* begin *

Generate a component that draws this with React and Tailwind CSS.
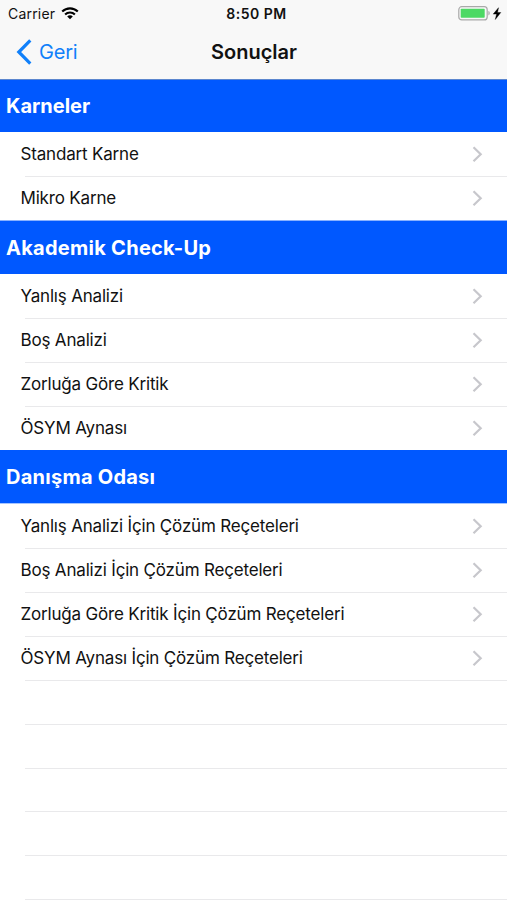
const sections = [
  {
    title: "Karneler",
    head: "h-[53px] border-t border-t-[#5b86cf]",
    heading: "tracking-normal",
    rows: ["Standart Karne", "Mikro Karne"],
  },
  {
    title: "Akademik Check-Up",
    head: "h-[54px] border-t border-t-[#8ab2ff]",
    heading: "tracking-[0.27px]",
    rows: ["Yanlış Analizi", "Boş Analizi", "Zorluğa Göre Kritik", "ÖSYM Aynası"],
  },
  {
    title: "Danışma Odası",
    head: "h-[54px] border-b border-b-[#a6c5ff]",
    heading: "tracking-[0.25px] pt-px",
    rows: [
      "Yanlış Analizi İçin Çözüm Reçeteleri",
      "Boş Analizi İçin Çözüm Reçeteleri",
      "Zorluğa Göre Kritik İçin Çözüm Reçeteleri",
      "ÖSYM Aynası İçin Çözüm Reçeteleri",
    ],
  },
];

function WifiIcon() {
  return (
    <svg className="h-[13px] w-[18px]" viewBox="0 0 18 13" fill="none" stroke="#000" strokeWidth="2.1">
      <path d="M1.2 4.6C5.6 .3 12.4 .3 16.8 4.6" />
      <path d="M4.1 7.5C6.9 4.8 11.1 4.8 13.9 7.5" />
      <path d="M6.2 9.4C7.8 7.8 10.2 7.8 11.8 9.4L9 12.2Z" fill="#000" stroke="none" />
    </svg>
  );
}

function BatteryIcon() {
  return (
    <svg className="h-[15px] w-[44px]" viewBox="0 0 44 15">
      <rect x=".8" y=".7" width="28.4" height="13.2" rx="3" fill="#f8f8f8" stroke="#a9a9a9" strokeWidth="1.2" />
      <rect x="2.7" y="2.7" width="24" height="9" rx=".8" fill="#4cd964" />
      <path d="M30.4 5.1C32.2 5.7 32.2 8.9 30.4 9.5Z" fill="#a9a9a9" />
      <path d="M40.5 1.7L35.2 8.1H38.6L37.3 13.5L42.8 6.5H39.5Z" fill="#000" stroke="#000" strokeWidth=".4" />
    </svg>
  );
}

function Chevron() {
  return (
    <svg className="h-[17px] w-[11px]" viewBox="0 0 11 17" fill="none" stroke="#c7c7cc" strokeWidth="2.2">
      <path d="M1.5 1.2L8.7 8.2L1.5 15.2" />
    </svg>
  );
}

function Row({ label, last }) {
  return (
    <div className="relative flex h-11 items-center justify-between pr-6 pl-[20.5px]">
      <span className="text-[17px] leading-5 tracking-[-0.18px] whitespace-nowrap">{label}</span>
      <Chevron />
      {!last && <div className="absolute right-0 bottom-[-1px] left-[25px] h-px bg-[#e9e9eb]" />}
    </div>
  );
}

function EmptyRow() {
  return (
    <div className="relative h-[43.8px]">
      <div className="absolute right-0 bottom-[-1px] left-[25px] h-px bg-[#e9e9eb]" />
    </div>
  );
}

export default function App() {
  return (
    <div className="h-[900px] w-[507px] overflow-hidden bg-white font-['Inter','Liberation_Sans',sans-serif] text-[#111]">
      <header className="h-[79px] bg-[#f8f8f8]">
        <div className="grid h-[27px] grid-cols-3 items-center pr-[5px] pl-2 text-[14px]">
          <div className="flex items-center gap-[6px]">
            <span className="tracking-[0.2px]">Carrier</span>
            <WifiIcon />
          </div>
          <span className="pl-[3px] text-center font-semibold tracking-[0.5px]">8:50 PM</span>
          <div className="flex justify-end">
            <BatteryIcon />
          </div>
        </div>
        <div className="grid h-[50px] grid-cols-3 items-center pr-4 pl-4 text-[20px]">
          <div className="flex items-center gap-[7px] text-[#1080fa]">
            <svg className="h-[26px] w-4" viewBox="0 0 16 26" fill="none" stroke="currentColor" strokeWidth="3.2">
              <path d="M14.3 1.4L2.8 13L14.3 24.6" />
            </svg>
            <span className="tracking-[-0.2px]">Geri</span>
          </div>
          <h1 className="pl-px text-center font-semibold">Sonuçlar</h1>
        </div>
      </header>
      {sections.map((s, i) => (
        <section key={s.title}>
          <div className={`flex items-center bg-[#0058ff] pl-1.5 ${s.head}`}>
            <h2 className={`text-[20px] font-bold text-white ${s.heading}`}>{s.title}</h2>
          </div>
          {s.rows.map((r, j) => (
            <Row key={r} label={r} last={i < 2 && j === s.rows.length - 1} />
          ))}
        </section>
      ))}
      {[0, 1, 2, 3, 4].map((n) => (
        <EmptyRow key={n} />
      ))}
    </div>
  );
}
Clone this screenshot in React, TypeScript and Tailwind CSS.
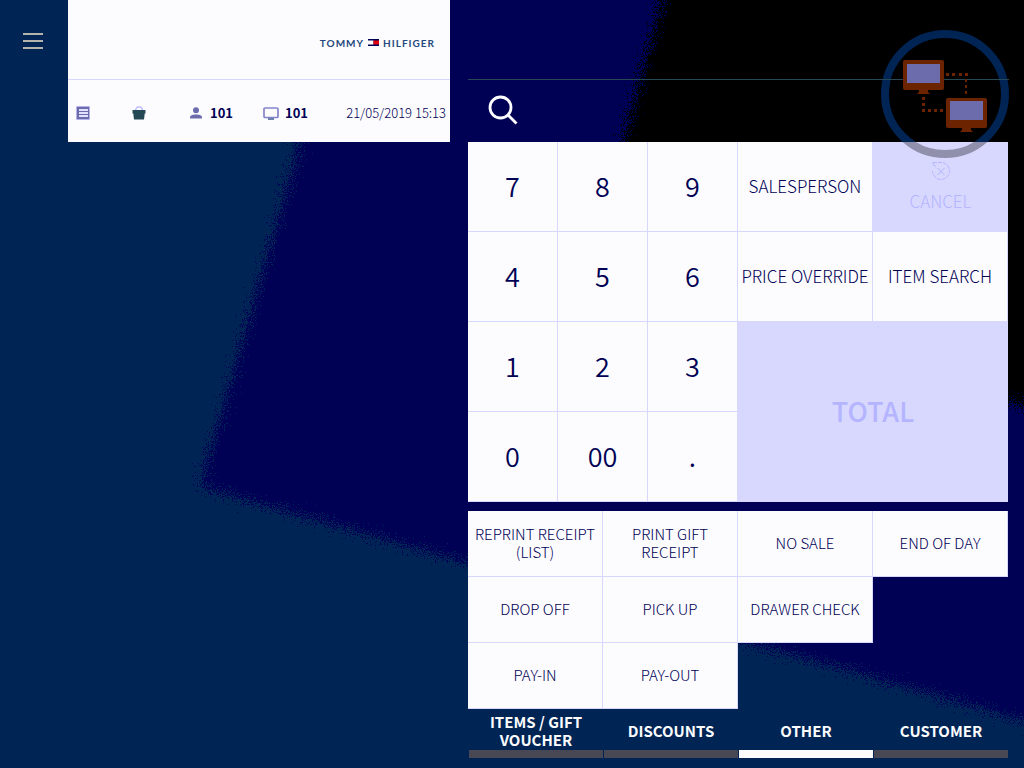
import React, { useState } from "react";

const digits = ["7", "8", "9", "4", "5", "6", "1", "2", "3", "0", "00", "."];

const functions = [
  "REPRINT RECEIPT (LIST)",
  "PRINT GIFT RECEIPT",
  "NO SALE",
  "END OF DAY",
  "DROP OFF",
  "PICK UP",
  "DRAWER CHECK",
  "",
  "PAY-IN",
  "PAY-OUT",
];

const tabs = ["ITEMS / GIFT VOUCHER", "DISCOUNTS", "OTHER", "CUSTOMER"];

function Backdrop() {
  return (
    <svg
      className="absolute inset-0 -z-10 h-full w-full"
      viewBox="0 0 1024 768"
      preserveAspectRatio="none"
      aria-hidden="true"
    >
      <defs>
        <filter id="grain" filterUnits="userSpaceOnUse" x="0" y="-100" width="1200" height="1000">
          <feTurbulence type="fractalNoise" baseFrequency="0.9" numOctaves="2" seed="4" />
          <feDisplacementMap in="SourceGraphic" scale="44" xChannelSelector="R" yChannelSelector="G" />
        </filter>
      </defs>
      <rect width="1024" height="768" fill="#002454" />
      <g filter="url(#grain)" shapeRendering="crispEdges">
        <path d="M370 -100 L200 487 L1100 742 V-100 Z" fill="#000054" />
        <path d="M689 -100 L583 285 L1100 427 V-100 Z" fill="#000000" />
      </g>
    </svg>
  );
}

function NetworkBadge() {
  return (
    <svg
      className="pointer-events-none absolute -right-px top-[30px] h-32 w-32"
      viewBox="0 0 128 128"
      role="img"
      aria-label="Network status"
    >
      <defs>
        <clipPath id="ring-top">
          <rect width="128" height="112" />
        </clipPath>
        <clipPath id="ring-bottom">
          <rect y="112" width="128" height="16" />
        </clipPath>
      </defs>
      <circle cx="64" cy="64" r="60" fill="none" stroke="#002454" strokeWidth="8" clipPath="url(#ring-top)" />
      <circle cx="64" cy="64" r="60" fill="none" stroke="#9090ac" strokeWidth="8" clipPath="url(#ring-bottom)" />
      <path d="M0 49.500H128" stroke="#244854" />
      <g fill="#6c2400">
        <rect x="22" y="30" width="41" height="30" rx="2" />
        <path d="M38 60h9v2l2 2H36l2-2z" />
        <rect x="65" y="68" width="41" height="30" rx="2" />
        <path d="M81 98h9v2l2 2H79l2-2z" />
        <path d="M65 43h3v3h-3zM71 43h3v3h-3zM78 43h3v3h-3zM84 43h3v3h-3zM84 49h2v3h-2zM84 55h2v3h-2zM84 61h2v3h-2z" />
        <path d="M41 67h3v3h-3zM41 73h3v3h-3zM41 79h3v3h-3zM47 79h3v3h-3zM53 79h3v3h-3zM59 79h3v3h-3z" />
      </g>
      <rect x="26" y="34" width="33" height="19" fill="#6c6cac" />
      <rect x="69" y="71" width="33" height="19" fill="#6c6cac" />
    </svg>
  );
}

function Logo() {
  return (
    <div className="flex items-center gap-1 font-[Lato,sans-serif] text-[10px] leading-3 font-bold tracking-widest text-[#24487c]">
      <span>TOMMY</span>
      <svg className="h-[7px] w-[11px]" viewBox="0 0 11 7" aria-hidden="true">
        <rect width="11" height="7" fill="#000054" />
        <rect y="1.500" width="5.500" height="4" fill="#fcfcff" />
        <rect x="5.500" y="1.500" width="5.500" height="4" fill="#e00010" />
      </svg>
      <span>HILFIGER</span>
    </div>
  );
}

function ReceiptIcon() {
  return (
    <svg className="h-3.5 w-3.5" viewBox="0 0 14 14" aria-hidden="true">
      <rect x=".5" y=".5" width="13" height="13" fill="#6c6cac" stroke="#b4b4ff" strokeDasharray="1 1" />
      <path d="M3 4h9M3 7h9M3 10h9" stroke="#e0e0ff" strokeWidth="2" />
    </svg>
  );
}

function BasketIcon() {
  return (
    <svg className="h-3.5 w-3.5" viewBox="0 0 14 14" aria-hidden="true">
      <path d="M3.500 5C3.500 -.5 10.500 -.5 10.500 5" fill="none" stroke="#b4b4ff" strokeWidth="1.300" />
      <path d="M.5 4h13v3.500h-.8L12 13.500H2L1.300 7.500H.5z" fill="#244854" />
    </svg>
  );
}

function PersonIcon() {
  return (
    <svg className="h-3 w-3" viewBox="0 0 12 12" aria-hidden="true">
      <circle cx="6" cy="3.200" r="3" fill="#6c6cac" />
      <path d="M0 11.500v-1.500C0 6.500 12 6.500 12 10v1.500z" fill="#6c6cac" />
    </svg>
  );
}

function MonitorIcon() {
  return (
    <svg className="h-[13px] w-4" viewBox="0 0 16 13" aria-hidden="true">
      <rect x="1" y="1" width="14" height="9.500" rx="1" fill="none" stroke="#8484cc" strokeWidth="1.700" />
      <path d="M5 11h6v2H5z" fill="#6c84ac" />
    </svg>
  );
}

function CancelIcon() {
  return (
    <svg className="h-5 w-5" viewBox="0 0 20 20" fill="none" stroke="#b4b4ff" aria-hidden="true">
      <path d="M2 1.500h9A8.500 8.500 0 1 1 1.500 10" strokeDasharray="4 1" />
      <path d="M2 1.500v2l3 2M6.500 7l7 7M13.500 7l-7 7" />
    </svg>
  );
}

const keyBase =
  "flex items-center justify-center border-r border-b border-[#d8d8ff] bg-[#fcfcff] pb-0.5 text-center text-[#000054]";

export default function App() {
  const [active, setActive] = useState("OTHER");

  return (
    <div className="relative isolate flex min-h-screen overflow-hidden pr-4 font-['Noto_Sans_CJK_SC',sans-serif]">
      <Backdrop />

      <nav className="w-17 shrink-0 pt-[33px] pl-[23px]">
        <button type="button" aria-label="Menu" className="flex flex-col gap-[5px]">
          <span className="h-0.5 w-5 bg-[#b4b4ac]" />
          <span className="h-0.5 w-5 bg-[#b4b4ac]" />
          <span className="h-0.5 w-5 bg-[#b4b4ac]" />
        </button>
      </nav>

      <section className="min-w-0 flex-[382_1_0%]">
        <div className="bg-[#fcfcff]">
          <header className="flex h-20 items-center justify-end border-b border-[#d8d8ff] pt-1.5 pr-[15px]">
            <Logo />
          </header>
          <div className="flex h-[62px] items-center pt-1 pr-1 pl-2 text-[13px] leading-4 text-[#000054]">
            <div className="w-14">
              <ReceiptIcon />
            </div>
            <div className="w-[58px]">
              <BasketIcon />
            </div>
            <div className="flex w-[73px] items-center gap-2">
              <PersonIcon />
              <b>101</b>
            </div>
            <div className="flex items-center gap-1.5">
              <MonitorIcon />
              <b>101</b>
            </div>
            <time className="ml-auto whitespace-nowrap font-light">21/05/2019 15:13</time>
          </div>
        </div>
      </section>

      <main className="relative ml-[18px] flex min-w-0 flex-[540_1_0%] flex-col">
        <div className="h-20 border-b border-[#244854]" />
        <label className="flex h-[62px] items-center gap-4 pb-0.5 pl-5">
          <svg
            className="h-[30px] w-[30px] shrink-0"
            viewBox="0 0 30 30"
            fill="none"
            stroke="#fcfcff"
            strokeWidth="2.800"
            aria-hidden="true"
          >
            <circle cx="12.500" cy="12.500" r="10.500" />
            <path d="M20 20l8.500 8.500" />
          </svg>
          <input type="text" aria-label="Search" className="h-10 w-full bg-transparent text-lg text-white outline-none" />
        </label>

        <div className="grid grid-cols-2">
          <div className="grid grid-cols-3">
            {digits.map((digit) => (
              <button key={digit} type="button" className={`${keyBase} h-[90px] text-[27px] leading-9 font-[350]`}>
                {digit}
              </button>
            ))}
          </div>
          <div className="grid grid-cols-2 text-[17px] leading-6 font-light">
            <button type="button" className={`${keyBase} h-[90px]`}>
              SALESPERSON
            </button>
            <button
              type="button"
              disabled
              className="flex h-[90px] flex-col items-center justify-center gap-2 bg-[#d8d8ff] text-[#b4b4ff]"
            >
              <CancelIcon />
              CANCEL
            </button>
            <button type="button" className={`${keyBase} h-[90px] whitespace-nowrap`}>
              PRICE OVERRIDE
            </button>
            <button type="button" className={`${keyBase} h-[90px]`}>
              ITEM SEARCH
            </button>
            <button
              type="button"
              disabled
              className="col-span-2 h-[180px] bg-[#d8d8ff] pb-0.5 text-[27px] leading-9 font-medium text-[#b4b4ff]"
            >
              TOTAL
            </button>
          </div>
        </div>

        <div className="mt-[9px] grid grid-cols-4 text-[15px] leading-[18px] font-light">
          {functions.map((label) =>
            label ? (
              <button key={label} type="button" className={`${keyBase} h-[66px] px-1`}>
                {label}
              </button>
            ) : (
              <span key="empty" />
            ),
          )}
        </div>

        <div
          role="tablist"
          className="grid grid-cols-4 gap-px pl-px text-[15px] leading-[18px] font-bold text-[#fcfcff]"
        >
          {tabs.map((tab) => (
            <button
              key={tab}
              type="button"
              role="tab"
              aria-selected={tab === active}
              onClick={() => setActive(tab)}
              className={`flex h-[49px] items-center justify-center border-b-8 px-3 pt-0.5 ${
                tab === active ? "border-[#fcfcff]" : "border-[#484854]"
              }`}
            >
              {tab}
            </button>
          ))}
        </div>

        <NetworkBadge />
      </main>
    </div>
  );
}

* end *

## [Requirements]
Find all lines holding the string "this" and copy them.

## [Exercise response]
Generate a component that draws this with React and Tailwind CSS.
Clone this screenshot in React, TypeScript and Tailwind CSS.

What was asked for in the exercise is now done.